И последнее. Тут я говорю об общем знании, но не об осведомлённости отдельного человека. Люди в целом, не имея соответствующих слов, теряют способность сохранять описываемые ими явления. Нам бы пригодился уже упоминавшийся термин «амок», но его у нас нет, что, пусть и не значит отсутствие данного психического состояния у индивидов, тем не менее, влечёт за собой его нивелирование и игнорирование в данном коллективном опыте.
Всё это вместе взятое заставляет предположить, что слова во многих отношениях равны самому наличию того, о чём они рассказывают. В узком смысле, устранение некоторых понятий, упрощает или сдвигает в нужную сторону наше переживание мира. Вопрос, следовательно, состоит в том, кому это необходимо. Для того чтобы ответить на него, я теперь обращусь к тем явлениям, обозначения которым в языке начисто отсутствуют.
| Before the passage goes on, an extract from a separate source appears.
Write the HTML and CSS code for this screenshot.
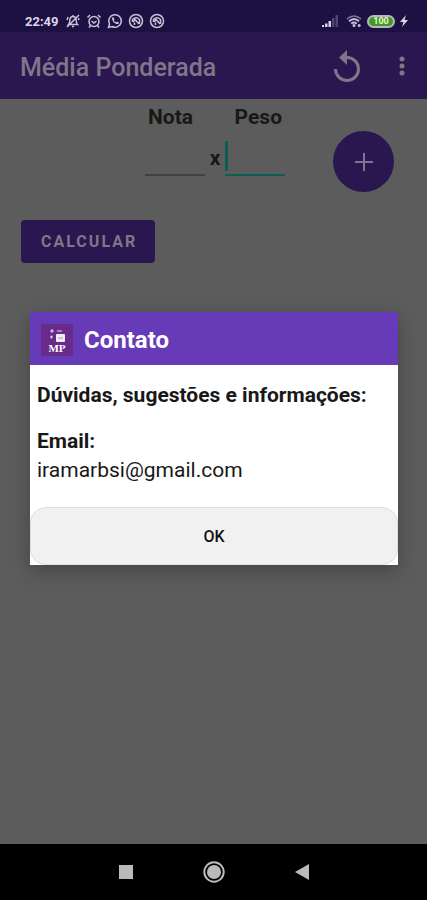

Сказать нечто подобное проще, чем сделать. Будучи продуктом определённого типа и образа социализации, я, как и все остальные люди, страдаю от незнания. Проблема же заключается в том, что я даже не подозреваю, о чём я, собственно, не осведомлён. Те примеры, которые я бы мог привести, в действительности и по большей части будут касаться того, информация о чём всё-таки, пусть и в весьма урезанном виде, присутствует в моём сознании. Кроме того, тут я не вправе ссылаться на общий набор, потому что сейчас я должен выйти за его пределы, включив в свои рассуждения весь язык. Единственным помощником в данном непростом предприятии станет ссылка на чужую для меня коммуникационную систему. Но и это не так легко осуществить. Всегда остаётся, хотя и потенциальная опасность перевода. Если нечто оказывается годным для трансляции в мой язык – это плохой пример. Следовательно, я обязан найти такую игру слов или отдельные термины, которые бы оказывались неуловимыми для всякого толмача, и он был бы вынужден лишь развести руками.